Solving a triangle means determining all its unknown sides and angles. This is done by finding out the values based on given information like angles and side lengths. In our example triangle, we know two angles: \( \angle A = 30^{\circ} \) and \( \angle C = 65^{\circ} \), plus the length of one side, which is \( b = 10 \).

To solve the triangle, you first sketch it, labeling each part clearly. This helps visualize the relationships between the angles and sides. Next, you figure out any missing angles using known properties, such as the angle sum property. This forms the foundation for calculating the missing side lengths using further trigonometric principles.

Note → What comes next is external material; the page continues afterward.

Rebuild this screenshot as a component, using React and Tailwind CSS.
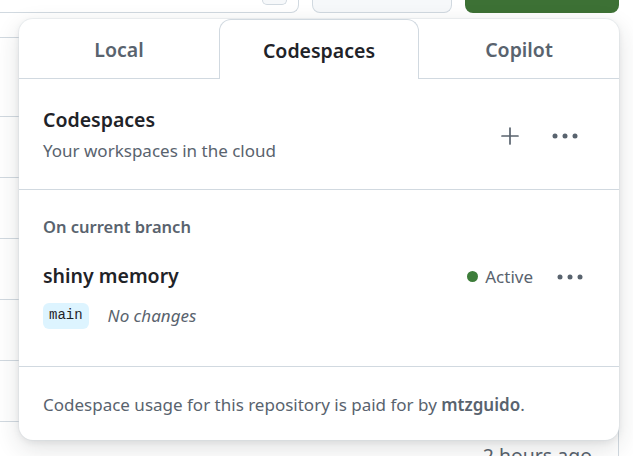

The angle sum property of triangles is an essential concept used to solve triangles easily. This property states that the interior angles of a triangle always add up to \( 180^{\circ} \).

When we know two angles, \( \angle A = 30^{\circ} \) and \( \angle C = 65^{\circ} \), we can find \( \angle B \) by subtracting their sum from \( 180^{\circ} \):

• \( \angle B = 180^{\circ} - 30^{\circ} - 65^{\circ} = 85^{\circ} \)

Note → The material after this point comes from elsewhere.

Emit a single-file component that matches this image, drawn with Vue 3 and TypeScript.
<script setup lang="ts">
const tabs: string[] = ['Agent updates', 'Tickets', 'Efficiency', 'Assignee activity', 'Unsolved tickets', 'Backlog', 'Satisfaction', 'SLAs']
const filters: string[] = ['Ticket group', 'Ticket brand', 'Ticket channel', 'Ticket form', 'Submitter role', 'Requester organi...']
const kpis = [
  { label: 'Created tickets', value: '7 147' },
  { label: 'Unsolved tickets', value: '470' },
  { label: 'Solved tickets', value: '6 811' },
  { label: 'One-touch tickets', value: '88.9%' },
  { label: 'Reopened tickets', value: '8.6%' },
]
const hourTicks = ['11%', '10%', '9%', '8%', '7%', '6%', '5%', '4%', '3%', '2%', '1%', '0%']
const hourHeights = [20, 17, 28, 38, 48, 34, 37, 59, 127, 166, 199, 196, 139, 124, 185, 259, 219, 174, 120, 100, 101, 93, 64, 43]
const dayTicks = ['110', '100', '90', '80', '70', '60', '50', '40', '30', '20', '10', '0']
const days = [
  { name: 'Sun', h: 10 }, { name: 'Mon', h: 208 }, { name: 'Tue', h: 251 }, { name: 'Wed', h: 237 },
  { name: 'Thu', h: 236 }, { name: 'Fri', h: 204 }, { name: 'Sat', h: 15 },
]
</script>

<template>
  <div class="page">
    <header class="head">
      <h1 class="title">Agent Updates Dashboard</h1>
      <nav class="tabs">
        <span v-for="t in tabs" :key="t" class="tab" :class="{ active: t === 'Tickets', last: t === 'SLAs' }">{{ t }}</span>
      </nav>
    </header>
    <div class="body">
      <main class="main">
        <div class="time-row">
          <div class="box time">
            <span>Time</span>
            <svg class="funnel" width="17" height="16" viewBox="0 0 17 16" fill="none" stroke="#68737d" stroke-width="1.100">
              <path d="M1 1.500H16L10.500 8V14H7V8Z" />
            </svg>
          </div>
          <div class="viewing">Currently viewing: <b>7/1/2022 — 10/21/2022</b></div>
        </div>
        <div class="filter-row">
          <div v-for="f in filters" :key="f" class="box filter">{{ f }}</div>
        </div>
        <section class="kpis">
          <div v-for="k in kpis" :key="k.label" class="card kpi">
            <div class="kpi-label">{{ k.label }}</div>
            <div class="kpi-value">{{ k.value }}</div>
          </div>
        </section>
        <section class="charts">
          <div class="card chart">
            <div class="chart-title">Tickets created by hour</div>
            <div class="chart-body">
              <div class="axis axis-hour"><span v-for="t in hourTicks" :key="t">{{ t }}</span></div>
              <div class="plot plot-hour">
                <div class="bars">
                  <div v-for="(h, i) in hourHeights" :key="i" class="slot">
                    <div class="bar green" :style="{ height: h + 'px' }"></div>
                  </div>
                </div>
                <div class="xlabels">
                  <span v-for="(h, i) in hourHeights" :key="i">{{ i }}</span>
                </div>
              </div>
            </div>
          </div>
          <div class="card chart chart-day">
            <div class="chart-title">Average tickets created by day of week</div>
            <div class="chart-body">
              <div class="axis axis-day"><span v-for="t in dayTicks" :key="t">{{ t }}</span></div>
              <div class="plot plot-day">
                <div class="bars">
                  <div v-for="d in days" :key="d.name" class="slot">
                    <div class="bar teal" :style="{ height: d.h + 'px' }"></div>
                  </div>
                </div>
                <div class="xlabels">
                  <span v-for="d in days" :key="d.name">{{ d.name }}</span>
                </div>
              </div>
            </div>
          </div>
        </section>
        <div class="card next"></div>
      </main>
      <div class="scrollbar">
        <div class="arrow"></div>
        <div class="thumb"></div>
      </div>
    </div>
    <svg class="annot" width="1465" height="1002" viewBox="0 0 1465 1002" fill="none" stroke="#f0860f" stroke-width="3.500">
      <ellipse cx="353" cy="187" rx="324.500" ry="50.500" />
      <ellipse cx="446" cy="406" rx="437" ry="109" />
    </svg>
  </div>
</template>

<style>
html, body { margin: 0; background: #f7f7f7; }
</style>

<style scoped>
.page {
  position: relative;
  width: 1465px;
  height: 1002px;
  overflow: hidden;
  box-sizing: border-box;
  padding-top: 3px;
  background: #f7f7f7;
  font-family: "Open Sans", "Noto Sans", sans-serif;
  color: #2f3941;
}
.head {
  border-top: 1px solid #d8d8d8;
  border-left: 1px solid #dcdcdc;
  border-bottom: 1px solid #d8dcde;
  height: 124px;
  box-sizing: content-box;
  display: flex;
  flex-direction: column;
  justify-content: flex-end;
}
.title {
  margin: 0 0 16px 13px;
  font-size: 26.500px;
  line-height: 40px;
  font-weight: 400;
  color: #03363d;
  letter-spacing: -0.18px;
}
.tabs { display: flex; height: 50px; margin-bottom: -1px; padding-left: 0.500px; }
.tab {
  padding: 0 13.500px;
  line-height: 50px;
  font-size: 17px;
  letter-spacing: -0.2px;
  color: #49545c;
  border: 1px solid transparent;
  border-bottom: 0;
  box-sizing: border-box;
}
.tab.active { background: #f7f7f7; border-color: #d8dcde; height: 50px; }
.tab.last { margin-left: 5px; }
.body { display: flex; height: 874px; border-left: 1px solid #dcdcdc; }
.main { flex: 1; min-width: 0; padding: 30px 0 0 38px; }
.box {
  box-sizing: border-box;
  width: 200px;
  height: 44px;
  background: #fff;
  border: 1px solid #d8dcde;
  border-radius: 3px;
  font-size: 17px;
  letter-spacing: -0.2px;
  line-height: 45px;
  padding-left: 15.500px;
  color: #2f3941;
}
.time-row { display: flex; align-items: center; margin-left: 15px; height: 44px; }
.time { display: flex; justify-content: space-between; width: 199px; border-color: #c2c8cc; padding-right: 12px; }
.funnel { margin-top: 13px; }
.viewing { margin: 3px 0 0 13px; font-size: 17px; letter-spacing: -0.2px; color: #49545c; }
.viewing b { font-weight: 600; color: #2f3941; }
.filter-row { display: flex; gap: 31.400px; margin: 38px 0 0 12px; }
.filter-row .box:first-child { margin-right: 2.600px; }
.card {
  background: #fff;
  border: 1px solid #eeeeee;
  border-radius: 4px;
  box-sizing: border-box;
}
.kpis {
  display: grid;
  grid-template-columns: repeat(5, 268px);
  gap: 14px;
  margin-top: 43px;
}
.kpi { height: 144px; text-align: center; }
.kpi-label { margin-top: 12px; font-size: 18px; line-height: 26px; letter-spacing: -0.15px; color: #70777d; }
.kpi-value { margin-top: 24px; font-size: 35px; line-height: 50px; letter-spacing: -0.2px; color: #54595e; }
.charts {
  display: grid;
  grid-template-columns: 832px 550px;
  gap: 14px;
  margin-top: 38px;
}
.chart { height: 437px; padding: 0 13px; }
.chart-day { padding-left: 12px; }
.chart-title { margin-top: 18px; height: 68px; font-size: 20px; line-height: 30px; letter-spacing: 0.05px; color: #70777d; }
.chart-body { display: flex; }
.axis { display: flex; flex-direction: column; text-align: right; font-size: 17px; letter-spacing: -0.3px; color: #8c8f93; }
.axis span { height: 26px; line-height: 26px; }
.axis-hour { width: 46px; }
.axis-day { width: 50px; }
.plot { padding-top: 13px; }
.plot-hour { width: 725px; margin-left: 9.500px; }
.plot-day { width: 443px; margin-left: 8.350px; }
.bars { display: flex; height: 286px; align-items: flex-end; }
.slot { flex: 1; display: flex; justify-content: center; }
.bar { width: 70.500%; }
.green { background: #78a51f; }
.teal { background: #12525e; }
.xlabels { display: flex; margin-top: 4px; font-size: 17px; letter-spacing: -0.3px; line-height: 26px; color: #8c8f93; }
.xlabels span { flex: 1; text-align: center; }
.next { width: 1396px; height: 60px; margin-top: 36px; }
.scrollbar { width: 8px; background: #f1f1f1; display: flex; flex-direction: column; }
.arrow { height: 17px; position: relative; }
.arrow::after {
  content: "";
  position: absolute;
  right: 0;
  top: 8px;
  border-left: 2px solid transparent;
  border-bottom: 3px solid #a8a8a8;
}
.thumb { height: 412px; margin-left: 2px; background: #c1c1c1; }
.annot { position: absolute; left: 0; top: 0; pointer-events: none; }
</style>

This simple property allows us to complete the set of angles, providing all necessary information to tackle side length calculations. It's a straightforward yet powerful technique necessary for solving any generic triangle configuration.

The Law of Sines is particularly useful for finding missing side lengths in a triangle when angles and one side length are known. This law states that the ratio of a side's length to the sine of its opposite angle is the same for all sides of a triangle.

In our triangle:

• \( \frac{a}{\sin 30^{\circ}} = \frac{b}{\sin 85^{\circ}} = \frac{c}{\sin 65^{\circ}} \)

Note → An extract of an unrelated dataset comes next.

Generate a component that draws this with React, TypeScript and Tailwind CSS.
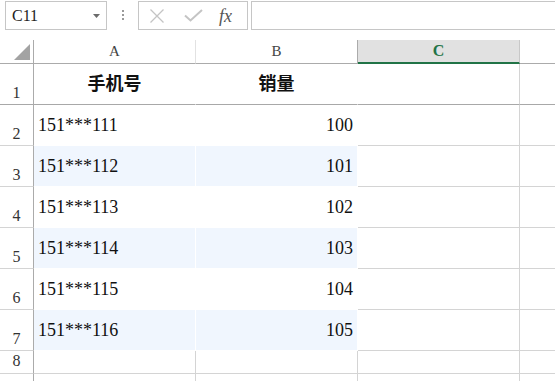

We used this principle to solve for unknown sides \( a \) and \( c \). Applying the Law of Sines involves plugging angles and sides into these ratios and solving for the unknown, making use of the known values like \( \sin 30^{\circ} = 0.5 \). This technique opens up straightforward ways to fully identify any triangle's dimensions.

One of the final steps in triangle solving is calculating the unknown side lengths using angles and the Law of Sines. Once all angles are determined, side calculations become simple:

To find side \( a \):

• Cross-multiply \( \frac{a}{\sin 30^{\circ}} = \frac{10}{\sin 85^{\circ}} \)
• Solve: \( a = \frac{10 \times 0.5}{0.996} \approx 5.025 \)

To find side \( c \):

• Cross-multiply \( \frac{c}{\sin 65^{\circ}} = \frac{10}{\sin 85^{\circ}} \)
• Solve: \( c = \frac{10 \times 0.906}{0.996} \approx 9.1 \)

This method ensures accuracy, allowing verification by checking if calculated sides align with Law of Sines calculations.